信長のキャラ設定の改変に関して不満は大いにあるが、一方で原作通りやれなかった大人の事情も薄々察せられるのもまた確かなんだよね。実は原作の信長って結構体を張るシーンが多くて、ボルダリングみたいなこともやったりするし流血もする。勿論、ワイヤーやメイクなどでその辺りはいくらでも映像化は可能なのだが、主演がキンプリの永瀬廉さんだから、万が一撮影中に怪我をされて今後のスケジュールに支障をきたしたらエライことだろう。だからあまり本格的なアクションを取り入れにくかったのかもしれないし、原作の怪力設定を薄くしたのもそういう事情が絡んだのではないかと勝手に推測している。
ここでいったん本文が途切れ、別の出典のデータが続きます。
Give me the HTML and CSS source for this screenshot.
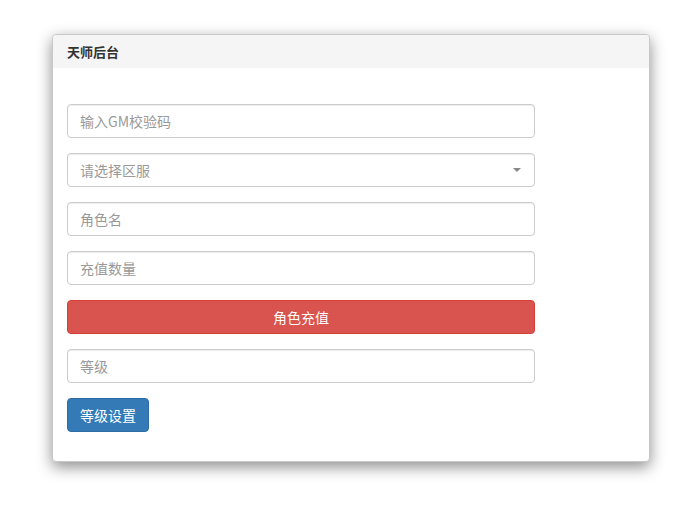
FILE: index.html
```html
<!DOCTYPE html>
<html>
<head>
<meta charset="utf-8">
<link rel="stylesheet" href="styles.css">
</head>
<body>
<div class="panel">
  <div class="panel-heading">天师后台</div>
  <div class="panel-body">
    <div class="field"><input class="control" placeholder="输入GM校验码"></div>
    <div class="field select-wrap">
      <div class="control select"><span class="ph">请选择区服</span><span class="caret"></span></div>
    </div>
    <div class="field"><input class="control" placeholder="角色名"></div>
    <div class="field"><input class="control" placeholder="充值数量"></div>
    <div class="field"><button class="btn btn-danger">角色充值</button></div>
    <div class="field"><input class="control" placeholder="等级"></div>
    <div class="field"><button class="btn btn-primary">等级设置</button></div>
  </div>
</div>
</body>
</html>
```
FILE: styles.css
```css
html, body {
  margin: 0;
  background: #fff;
}
body {
  box-sizing: border-box;
  min-height: 509px;
  padding: 34px 0 47px 52px;
  font-family: "Noto Sans CJK SC", "Liberation Sans", sans-serif;
  font-size: 14px;
  color: #333;
}
.panel {
  width: 596px;
  border: 1px solid #c8c8c8;
  border-radius: 4px;
  background: #fff;
  box-shadow: 0 5px 15px rgba(0,0,0,0.45);
}
.panel-heading {
  height: 33px;
  box-sizing: border-box;
  padding: 0 14px;
  display: flex;
  align-items: center;
  background: #f5f5f5;
  font-size: 13px;
  font-weight: bold;
  color: #333;
  border-radius: 4px 4px 0 0;
}
.panel-body {
  padding: 36px 14px 29px;
  display: flex;
  flex-direction: column;
  gap: 15px;
}
.field {
  width: 468px;
}
.control {
  display: block;
  box-sizing: border-box;
  width: 468px;
  height: 34px;
  margin: 0;
  padding: 0 12px;
  border: 1px solid #ccc;
  border-radius: 4px;
  font-family: inherit;
  font-size: 14px;
  color: #555;
  background: #fff;
  box-shadow: inset 0 1px 1px rgba(0,0,0,0.075);
  outline: none;
}
.control::placeholder {
  color: #999;
}
.select {
  display: flex;
  align-items: center;
  justify-content: space-between;
  padding-right: 13px;
}
.ph {
  color: #999;
}
.caret {
  width: 0;
  height: 0;
  border-left: 4px solid transparent;
  border-right: 4px solid transparent;
  border-top: 4px solid #888;
}
.btn {
  display: flex;
  align-items: center;
  justify-content: center;
  box-sizing: border-box;
  height: 34px;
  padding: 0 12px;
  border-radius: 4px;
  font-family: inherit;
  font-size: 14px;
  color: #fff;
  cursor: pointer;
}
.btn-danger {
  width: 468px;
  background: #d9534f;
  border: 1px solid #d43f3a;
}
.btn-primary {
  width: 82px;
  background: #337ab7;
  border: 1px solid #2e6da4;
}
```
とはいえ、その点を考慮したとしてもドラマの脚本のカオスさというか無茶苦茶さは大いに問題がある。以上で挙げた不満ポイント以外にも色々と突っ込みたいポイントや不満はあるが、武将クローンというSF要素・頭脳戦としての旗印戦・歴史要素・学園ドラマ的要素、どれもが中途半端だし、黒幕の理事長の思惑にしても稚拙で幼稚なものだったから、全てが浅かったなというのが正直な感想で、これだったら何も原作漫画のドラマ化でなく完全オリジナル脚本で勝負してもらいたかったな。

 

あと私がここまで不満点や問題点を言うのは、このドラマが100パーセント完全にダメだった訳ではなく、キャスト、特に主演の永瀬さんに関しては原作の信長を演じるに相応しい方だったからだ。これが100パーセントどこも褒める所がない作品ならわざわざ不満なんて書かないしとっくに視聴を打ち切っていたのだけど、永瀬さんは原作の信長に通じる気だるげな雰囲気とアイドルとしてのカリスマ性を合わせ持った方だと思うし、演技面に関しては私がここで言及するまでもなく他の出演作で評価されている方だから、(スーパーマンまでいかなくとも)原作のカリスマ性ある信長も十分演じられたと思う。それだけに今回のドラマ化における脚本には厳しい評価を下したいし、視聴率が低いことについてもそれはある意味当然と言えば当然の話。ドラマの言葉を借りるなら「是非に及ばず」とでも言うべきか。